For eight years, the goal has been to build the program and make it better based off five principles. Barnhart said UK has experienced success at all five principles and he is proud at how far the athletics department has grown, but there is still progress to be made.

In two of those areas - character and integrity - Barnhart is pleased at where UK is at. Where he would like to continue to see even more headway is in academics, being thankful and good stewards in what they've been given, and competing.

While Kentucky has enjoyed a breakthrough athletics season, Barnhart made sure to remind everyone in attendance that it's not over yet. Ranked 13th in the nation, there are still eight sports competing that could move the program closer to - or farther away from - its goal.

In the community, UK's student-athletes have given, but Barnhart wants to see even more, and it must be done with sincerity.

"Everyone has worked to get better," Barnhart said. "It's not enough."

For years, Barnhart has watched his student-athletes grow from more of a hands-off approach. As he and the department enter the next step in its evolution, he wants the entire staff to become more involved in the student-athletes' development.

One of the steps in getting there will be a monthly captain's roundtable, a breakfast meeting with each of the captains of the 22 sports at UK. Together, Barnhart hopes to meet with each sport to make sure everyone understands what's going on from a university perspective, what's going on from an athletic department perspective and how it all fits together, especially during trying financial times.

The responsibility also falls back on the athletics department and its staff, Barnhart said. Instead of talking about improving the infrastructure of the program, the staff needs to do a better job of building it, Barnhart said.

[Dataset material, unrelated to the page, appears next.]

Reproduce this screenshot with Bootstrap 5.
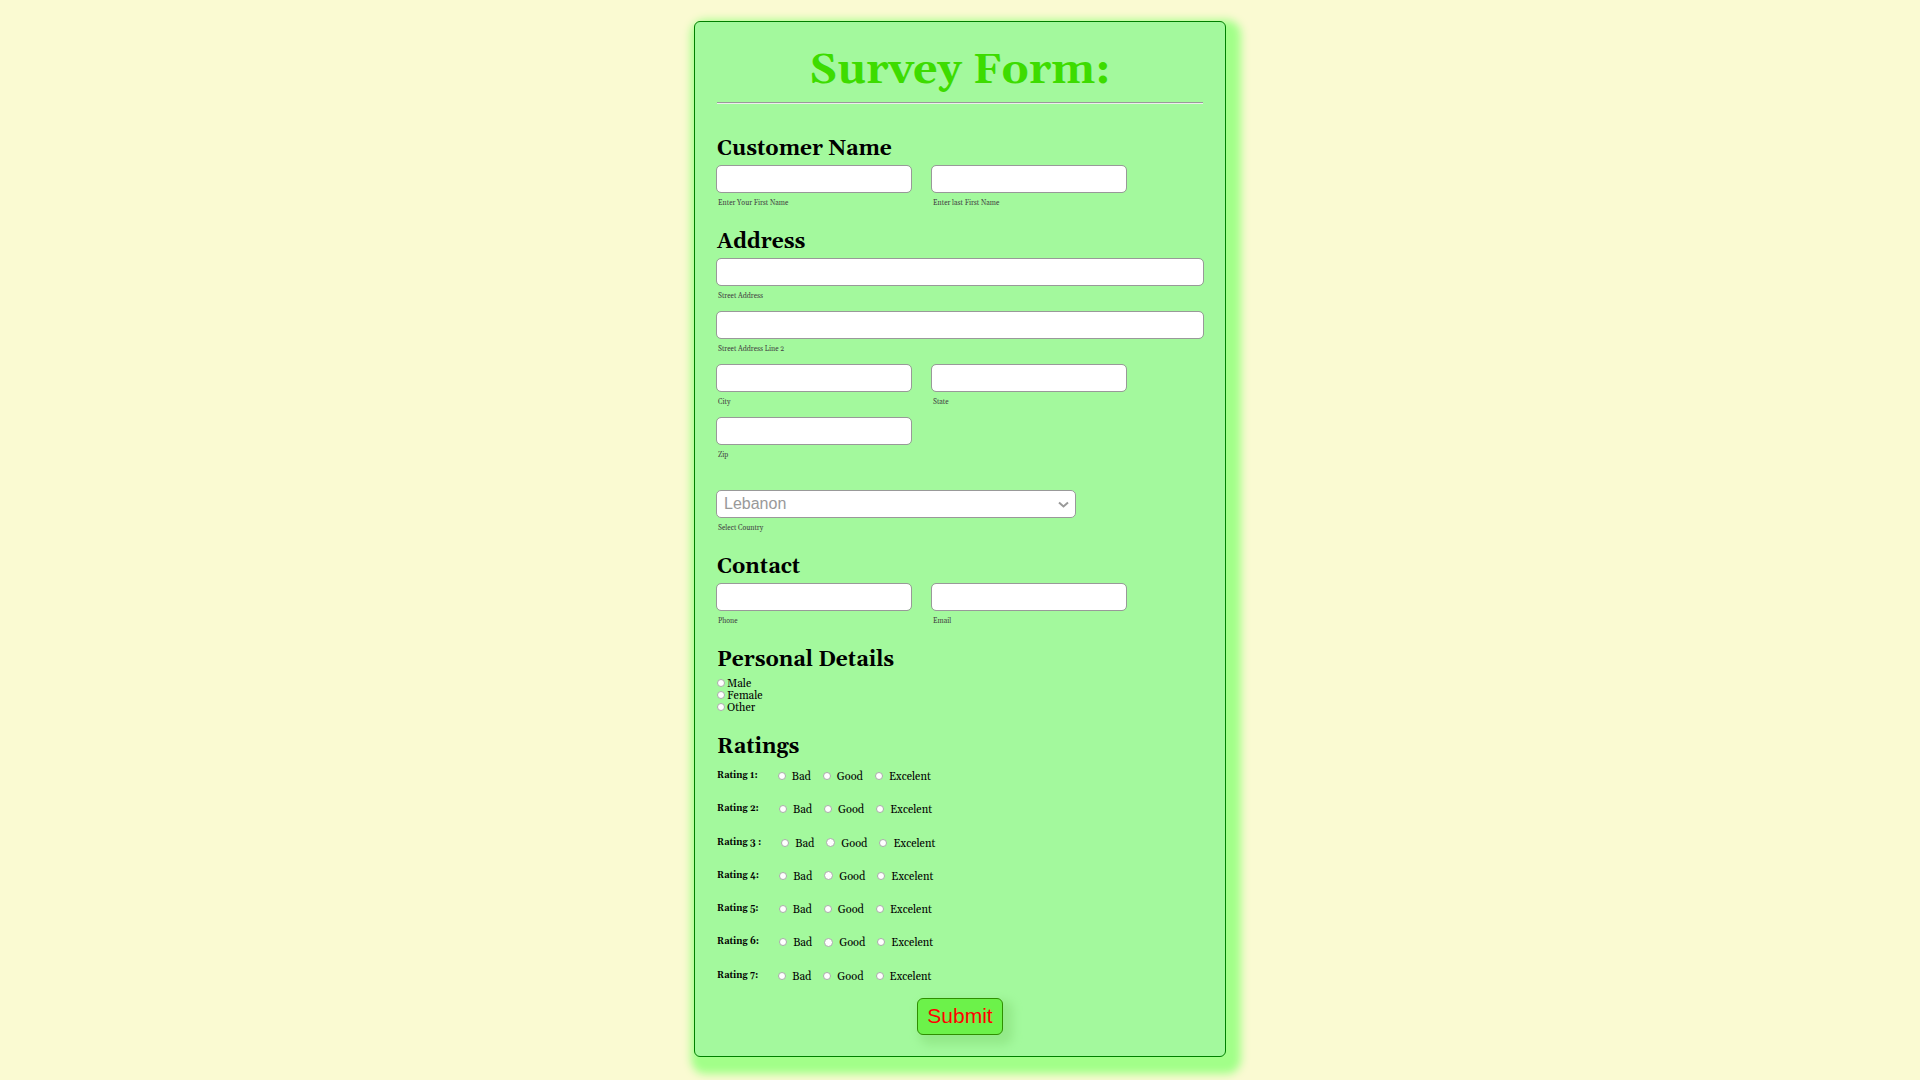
<!DOCTYPE html>
<html lang="en">
<head>
<meta charset="utf-8">
<meta name="viewport" content="width=device-width, initial-scale=1">
<title>Survey Form</title>
<link href="https://cdn.jsdelivr.net/npm/bootstrap@5.3.0/dist/css/bootstrap.min.css" rel="stylesheet">
<style>
  body { background: #fafad2; color: #000; font-family: Georgia, Gelasio, "Liberation Serif", serif; }
  main { padding: 21px 0 23px; }
  .survey { max-width: 532px; padding: 23px 21px 21px; background: #a3f99d; border: 1px solid green; border-radius: 6px; box-shadow: 6px 8px 8px 9px #a2ff89; }
  .survey-title { margin: 0; font-size: 43px; line-height: 52px; font-weight: 700; color: #3ddc00; }
  .survey-rule { margin: 5px 1px 30px; height: 2px; border: 0; border-top: 1px solid #9a9a9a; border-bottom: 1px solid #eee; opacity: 1; }
  .survey section + section { margin-top: 18px; }
  .section-title { margin: 0 0 1px; padding-left: 1px; font-size: 21px; line-height: 30px; font-weight: 700; }
  .fields { display: grid; gap: 9px 19px; grid-template-columns: repeat(2, minmax(0, 196px)); }
  .fields .wide { grid-column: 1 / -1; margin-right: -77px; }
  .survey .form-control, .survey .form-select { height: 28px; min-height: 28px; padding: 0 7px; border: 1px solid #999; border-radius: 5px; background-color: #fff; color: #999; font-family: "Liberation Sans", Arial, sans-serif; font-size: 16px; line-height: 24px; }
  .survey .form-select { background-image: none; }
  .country-field { max-width: 360px; margin-top: 29px; }
  .country-field svg { position: absolute; right: 7px; top: 11px; pointer-events: none; }
  .caption-text { display: block; margin: 2px 0 -2px; padding-left: 2px; font-size: 7px; line-height: 16px; color: #444; }
  .pick { font-size: 11px; line-height: 12px; }
  .survey .dot { flex: none; float: none; margin: 0 0 2px; width: 8px; height: 8px; border: 1px solid #aaa; background-color: #fff; }
  .survey .dot-wide { width: 9px; height: 9px; }
  .genders { padding: 2px 0 0 1px; }
  .genders .pick { gap: 2px; }
  .ratings { display: grid; grid-auto-rows: 1fr; height: 233px; }
  .rating-row { padding: 8px 0 0 1px; }
  .rating-name { margin-right: 20px; font-size: 9px; line-height: 10px; font-weight: 700; }
  .rating-row .pick { gap: 6px; margin-right: 12px; }
  .send { margin-top: 2px; padding: 0 9px 2px; height: 37px; border: 1px solid #2f8f00; border-radius: 6px; background: #6cf24a; color: red; font-family: "Liberation Sans", Arial, sans-serif; font-size: 21px; line-height: 32px; box-shadow: 6px 6px 10px 4px #94ea8a; }
</style>
<script src="https://cdn.jsdelivr.net/npm/bootstrap@5.3.0/dist/js/bootstrap.bundle.min.js"></script>
</head>
<body>
<main>
<form class="survey mx-auto">
  <h1 class="survey-title text-center">Survey Form:</h1>
  <hr class="survey-rule">

  <section>
    <h2 class="section-title">Customer Name</h2>
    <div class="fields">
      <div><input class="form-control" type="text" id="first"><label class="caption-text" for="first">Enter Your First Name</label></div>
      <div><input class="form-control" type="text" id="last"><label class="caption-text" for="last">Enter last First Name</label></div>
    </div>
  </section>

  <section>
    <h2 class="section-title">Address</h2>
    <div class="fields">
      <div class="wide"><input class="form-control" type="text" id="street1"><label class="caption-text" for="street1">Street Address</label></div>
      <div class="wide"><input class="form-control" type="text" id="street2"><label class="caption-text" for="street2">Street Address Line 2</label></div>
      <div><input class="form-control" type="text" id="city"><label class="caption-text" for="city">City</label></div>
      <div><input class="form-control" type="text" id="state"><label class="caption-text" for="state">State</label></div>
      <div><input class="form-control" type="text" id="zip"><label class="caption-text" for="zip">Zip</label></div>
    </div>
    <div class="country-field position-relative">
      <select class="form-select" id="country"><option>Lebanon</option></select>
      <svg width="11" height="8" viewBox="0 0 11 8" fill="none" stroke="#999" stroke-width="2" aria-hidden="true"><path d="M1 1.5 5.5 5.5 10 1.5"/></svg>
      <label class="caption-text" for="country">Select Country</label>
    </div>
  </section>

  <section>
    <h2 class="section-title">Contact</h2>
    <div class="fields">
      <div><input class="form-control" type="tel" id="phone"><label class="caption-text" for="phone">Phone</label></div>
      <div><input class="form-control" type="email" id="email"><label class="caption-text" for="email">Email</label></div>
    </div>
  </section>

  <section>
    <h2 class="section-title" id="personal">Personal Details</h2>
    <div class="genders d-flex flex-column align-items-start" role="radiogroup" aria-labelledby="personal">
      <label class="pick d-flex align-items-center"><input class="form-check-input dot" type="radio" name="gender">Male</label>
      <label class="pick d-flex align-items-center"><input class="form-check-input dot" type="radio" name="gender">Female</label>
      <label class="pick d-flex align-items-center"><input class="form-check-input dot" type="radio" name="gender">Other</label>
    </div>
  </section>

  <section>
    <h2 class="section-title">Ratings</h2>
    <div class="ratings">
      <div class="rating-row d-flex align-items-start" role="radiogroup" aria-labelledby="r1">
        <span class="rating-name" id="r1">Rating 1:</span>
        <label class="pick d-flex align-items-center"><input class="form-check-input dot" type="radio" name="rating1">Bad</label>
        <label class="pick d-flex align-items-center"><input class="form-check-input dot" type="radio" name="rating1">Good</label>
        <label class="pick d-flex align-items-center"><input class="form-check-input dot" type="radio" name="rating1">Excelent</label>
      </div>
      <div class="rating-row d-flex align-items-start" role="radiogroup" aria-labelledby="r2">
        <span class="rating-name" id="r2">Rating 2:</span>
        <label class="pick d-flex align-items-center"><input class="form-check-input dot" type="radio" name="rating2">Bad</label>
        <label class="pick d-flex align-items-center"><input class="form-check-input dot" type="radio" name="rating2">Good</label>
        <label class="pick d-flex align-items-center"><input class="form-check-input dot" type="radio" name="rating2">Excelent</label>
      </div>
      <div class="rating-row d-flex align-items-start" role="radiogroup" aria-labelledby="r3">
        <span class="rating-name" id="r3">Rating 3 :</span>
        <label class="pick d-flex align-items-center"><input class="form-check-input dot" type="radio" name="rating3">Bad</label>
        <label class="pick d-flex align-items-center"><input class="form-check-input dot dot-wide" type="radio" name="rating3">Good</label>
        <label class="pick d-flex align-items-center"><input class="form-check-input dot" type="radio" name="rating3">Excelent</label>
      </div>
      <div class="rating-row d-flex align-items-start" role="radiogroup" aria-labelledby="r4">
        <span class="rating-name" id="r4">Rating 4:</span>
        <label class="pick d-flex align-items-center"><input class="form-check-input dot" type="radio" name="rating4">Bad</label>
        <label class="pick d-flex align-items-center"><input class="form-check-input dot dot-wide" type="radio" name="rating4">Good</label>
        <label class="pick d-flex align-items-center"><input class="form-check-input dot" type="radio" name="rating4">Excelent</label>
      </div>
      <div class="rating-row d-flex align-items-start" role="radiogroup" aria-labelledby="r5">
        <span class="rating-name" id="r5">Rating 5:</span>
        <label class="pick d-flex align-items-center"><input class="form-check-input dot" type="radio" name="rating5">Bad</label>
        <label class="pick d-flex align-items-center"><input class="form-check-input dot" type="radio" name="rating5">Good</label>
        <label class="pick d-flex align-items-center"><input class="form-check-input dot" type="radio" name="rating5">Excelent</label>
      </div>
      <div class="rating-row d-flex align-items-start" role="radiogroup" aria-labelledby="r6">
        <span class="rating-name" id="r6">Rating 6:</span>
        <label class="pick d-flex align-items-center"><input class="form-check-input dot" type="radio" name="rating6">Bad</label>
        <label class="pick d-flex align-items-center"><input class="form-check-input dot dot-wide" type="radio" name="rating6">Good</label>
        <label class="pick d-flex align-items-center"><input class="form-check-input dot" type="radio" name="rating6">Excelent</label>
      </div>
      <div class="rating-row d-flex align-items-start" role="radiogroup" aria-labelledby="r7">
        <span class="rating-name" id="r7">Rating 7:</span>
        <label class="pick d-flex align-items-center"><input class="form-check-input dot" type="radio" name="rating7">Bad</label>
        <label class="pick d-flex align-items-center"><input class="form-check-input dot" type="radio" name="rating7">Good</label>
        <label class="pick d-flex align-items-center"><input class="form-check-input dot" type="radio" name="rating7">Excelent</label>
      </div>
    </div>
  </section>

  <button class="send d-block mx-auto" type="submit">Submit</button>
</form>
</main>
</body>
</html>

"As a staff, we talk about a lot of things," Barnhart said. "We talk about how we want to do things better, we're going to be selfless, we want to see you do all these things and be humble in the way you approach it. We better be willing to do it, too. We've got to do a better job of taking care of others. We talk about that. We've got to get better at doing it, too."

Specifically, Barnhart addressed the ongoing process to update UK's facilities. Barnhart promised the student-athletes that there are "more things on the docket from a facilities perspective," while apologizing to the track and field team about their subpar facility. UK's athletics director called it a top priority to fix and upgrade the current condition of the track and field facility.

In closing, Barnhart made sure to reiterate his pride in how far the program has come. To get to the final destination, Barnhart categorized three people. He said there are givers, there are takers and there are fakers.

For the program to achieve its goals, they must all learn to be givers.

"I've never seen many championship teams who weren't built off givers," Barnhart said. "That's how you win. That's where leadership comes from, that's where humbleness comes from, and eventually from the love of a team, that's where it's built from.